● **Task directions**: Write out again, word for word, the lines below from the line that holds "Rebuild this table" through the line that holds "string; path: string", omitting pictures.

═══ Task material

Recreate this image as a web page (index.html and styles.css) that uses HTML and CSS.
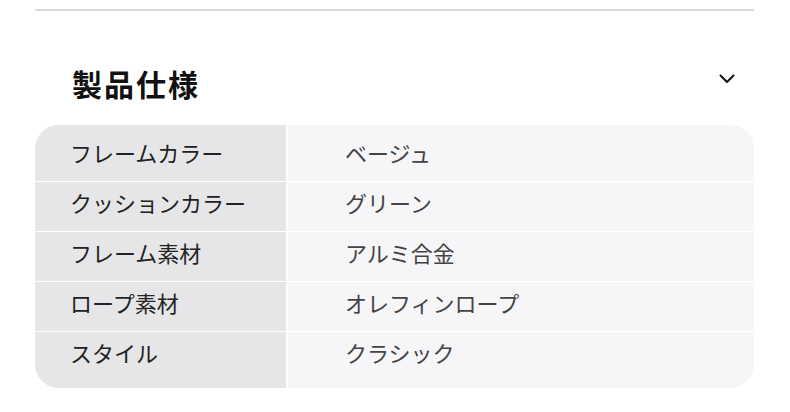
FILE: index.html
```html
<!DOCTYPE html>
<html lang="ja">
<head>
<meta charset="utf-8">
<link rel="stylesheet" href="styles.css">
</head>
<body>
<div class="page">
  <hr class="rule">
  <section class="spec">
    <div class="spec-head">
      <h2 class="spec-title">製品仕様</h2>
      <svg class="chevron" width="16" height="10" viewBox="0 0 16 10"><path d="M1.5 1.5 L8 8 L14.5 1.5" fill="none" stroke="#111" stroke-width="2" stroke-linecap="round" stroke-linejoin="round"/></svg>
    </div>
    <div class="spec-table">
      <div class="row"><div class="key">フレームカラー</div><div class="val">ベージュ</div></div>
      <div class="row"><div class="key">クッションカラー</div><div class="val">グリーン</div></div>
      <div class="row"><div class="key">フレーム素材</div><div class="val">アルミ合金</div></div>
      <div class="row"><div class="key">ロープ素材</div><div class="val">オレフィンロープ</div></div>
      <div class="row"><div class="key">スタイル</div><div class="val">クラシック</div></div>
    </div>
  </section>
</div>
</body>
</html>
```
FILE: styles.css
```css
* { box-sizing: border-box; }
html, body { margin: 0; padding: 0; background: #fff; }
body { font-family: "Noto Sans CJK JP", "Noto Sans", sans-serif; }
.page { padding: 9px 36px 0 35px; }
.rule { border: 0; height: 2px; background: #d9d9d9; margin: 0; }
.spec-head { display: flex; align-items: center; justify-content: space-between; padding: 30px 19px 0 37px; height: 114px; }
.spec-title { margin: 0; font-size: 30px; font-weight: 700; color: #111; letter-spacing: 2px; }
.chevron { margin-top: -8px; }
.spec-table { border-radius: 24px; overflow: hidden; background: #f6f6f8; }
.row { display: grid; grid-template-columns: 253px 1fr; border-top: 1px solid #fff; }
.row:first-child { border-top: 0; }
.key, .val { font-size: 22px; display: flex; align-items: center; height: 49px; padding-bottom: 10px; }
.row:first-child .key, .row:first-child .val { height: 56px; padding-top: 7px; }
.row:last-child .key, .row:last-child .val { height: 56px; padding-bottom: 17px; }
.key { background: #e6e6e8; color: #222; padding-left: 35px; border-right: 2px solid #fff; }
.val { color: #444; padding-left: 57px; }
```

══════
═══ Task material

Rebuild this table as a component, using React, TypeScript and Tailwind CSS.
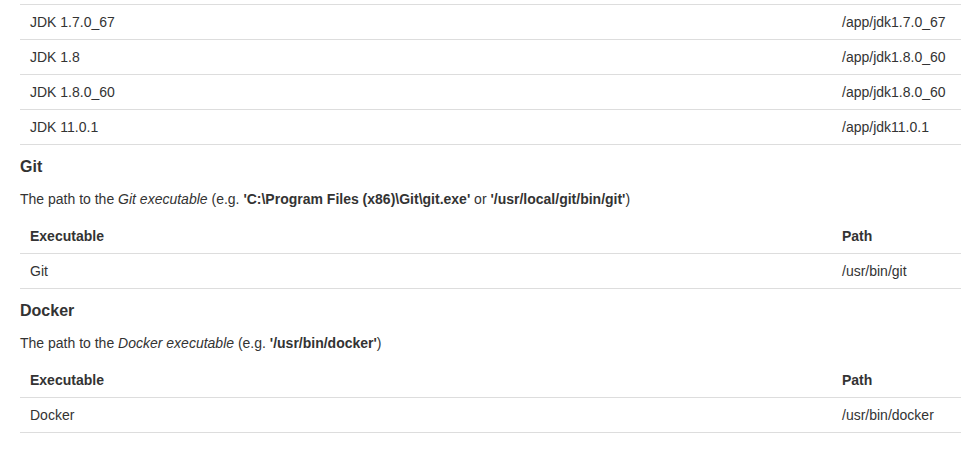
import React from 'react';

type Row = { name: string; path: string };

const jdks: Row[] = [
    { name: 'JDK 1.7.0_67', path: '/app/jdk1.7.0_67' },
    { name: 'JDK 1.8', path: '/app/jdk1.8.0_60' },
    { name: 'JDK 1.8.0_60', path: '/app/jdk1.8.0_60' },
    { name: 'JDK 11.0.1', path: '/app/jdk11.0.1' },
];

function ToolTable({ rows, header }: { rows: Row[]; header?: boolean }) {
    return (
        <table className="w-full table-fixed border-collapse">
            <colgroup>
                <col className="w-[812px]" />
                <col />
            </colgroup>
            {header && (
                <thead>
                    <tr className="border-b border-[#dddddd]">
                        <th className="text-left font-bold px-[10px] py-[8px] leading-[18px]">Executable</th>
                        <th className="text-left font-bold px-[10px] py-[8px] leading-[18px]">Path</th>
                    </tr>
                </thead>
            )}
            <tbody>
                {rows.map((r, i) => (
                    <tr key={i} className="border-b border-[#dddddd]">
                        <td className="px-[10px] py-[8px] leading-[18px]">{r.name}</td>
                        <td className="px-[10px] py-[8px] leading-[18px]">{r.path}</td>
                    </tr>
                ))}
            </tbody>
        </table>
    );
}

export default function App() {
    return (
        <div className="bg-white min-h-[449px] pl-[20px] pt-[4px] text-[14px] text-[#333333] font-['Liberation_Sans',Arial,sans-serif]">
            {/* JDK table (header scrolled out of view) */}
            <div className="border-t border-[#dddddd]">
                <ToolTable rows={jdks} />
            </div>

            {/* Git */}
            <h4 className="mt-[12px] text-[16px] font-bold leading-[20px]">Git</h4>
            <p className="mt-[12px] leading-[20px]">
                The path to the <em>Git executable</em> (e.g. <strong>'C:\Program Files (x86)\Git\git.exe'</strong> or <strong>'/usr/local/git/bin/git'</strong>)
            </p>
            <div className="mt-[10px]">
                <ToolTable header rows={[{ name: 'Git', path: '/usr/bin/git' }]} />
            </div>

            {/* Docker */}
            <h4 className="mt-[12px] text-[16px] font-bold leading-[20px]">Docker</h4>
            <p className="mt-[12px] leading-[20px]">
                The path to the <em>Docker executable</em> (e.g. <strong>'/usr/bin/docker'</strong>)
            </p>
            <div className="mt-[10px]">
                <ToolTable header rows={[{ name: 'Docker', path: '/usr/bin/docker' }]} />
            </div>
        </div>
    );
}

══════
═══ Task material

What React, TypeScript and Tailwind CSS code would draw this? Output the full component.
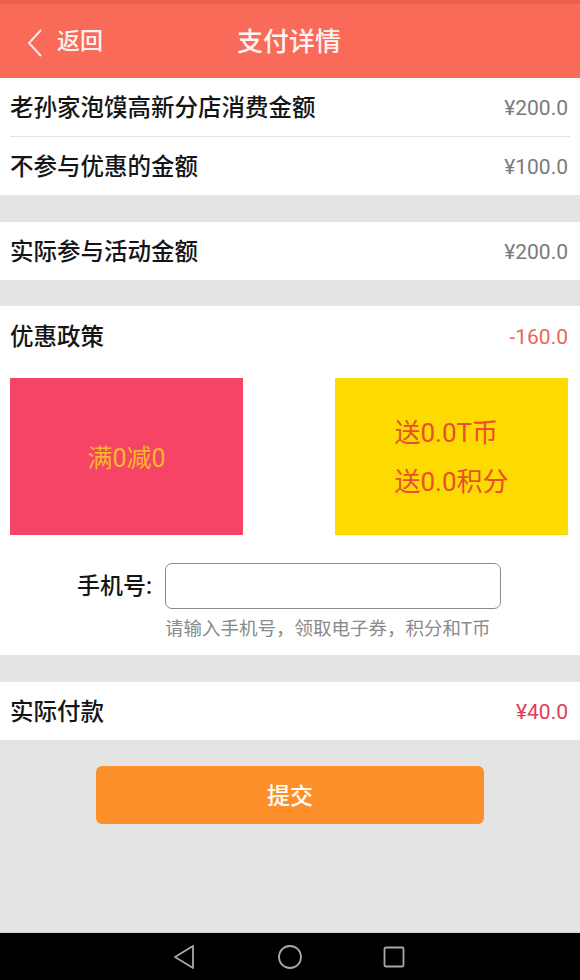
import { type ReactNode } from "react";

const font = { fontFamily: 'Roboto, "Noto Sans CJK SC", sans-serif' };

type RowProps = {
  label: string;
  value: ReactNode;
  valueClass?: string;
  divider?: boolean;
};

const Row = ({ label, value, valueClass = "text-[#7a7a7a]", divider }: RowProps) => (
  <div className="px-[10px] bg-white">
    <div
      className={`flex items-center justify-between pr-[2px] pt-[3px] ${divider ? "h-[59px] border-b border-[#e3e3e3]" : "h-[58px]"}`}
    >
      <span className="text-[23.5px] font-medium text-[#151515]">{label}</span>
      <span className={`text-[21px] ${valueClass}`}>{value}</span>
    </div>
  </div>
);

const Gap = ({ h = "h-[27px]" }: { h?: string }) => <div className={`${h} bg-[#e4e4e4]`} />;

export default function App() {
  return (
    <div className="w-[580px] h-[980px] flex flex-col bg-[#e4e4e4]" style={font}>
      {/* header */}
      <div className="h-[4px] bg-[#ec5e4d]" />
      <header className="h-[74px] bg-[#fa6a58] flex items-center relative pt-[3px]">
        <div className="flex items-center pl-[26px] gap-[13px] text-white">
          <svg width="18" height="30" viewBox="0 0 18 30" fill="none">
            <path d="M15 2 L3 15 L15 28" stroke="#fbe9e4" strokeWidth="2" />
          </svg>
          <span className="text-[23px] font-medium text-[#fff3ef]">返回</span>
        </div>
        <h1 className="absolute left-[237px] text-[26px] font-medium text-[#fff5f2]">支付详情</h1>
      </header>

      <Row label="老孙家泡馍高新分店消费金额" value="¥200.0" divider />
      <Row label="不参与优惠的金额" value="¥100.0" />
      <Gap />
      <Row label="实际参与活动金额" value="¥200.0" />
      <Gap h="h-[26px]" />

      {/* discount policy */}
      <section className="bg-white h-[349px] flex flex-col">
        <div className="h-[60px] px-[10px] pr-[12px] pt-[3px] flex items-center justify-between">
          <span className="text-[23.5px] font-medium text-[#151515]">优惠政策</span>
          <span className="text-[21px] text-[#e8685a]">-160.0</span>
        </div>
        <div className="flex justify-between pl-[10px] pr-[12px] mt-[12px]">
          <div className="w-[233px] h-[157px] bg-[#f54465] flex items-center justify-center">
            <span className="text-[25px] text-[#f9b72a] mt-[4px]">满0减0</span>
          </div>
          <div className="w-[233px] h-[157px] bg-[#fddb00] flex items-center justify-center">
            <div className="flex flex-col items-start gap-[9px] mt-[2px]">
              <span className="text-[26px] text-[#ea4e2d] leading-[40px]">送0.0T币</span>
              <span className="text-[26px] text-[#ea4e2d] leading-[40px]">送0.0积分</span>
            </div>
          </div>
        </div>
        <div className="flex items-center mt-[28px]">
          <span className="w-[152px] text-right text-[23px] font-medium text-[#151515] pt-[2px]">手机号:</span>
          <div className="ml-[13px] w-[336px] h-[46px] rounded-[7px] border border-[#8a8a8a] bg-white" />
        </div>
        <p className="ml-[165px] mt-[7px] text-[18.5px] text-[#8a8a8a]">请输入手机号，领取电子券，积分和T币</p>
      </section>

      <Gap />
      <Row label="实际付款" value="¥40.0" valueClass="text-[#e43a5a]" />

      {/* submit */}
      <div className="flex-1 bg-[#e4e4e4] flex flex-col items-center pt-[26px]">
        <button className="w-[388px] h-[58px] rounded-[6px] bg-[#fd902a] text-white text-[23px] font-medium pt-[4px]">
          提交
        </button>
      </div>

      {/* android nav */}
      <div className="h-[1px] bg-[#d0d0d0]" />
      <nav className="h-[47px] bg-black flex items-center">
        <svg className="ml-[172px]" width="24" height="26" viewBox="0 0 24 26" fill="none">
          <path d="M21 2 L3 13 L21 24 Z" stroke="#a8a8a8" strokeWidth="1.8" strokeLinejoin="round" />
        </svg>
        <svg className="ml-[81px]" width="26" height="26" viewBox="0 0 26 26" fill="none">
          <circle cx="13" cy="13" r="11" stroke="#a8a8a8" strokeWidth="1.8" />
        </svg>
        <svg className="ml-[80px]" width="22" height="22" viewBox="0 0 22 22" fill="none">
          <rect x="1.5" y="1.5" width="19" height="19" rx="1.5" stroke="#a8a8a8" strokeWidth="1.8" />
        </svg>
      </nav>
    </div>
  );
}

══════

● **Finished task**:
Rebuild this table as a component, using React, TypeScript and Tailwind CSS.
import React from 'react';

type Row = { name: string; path: string };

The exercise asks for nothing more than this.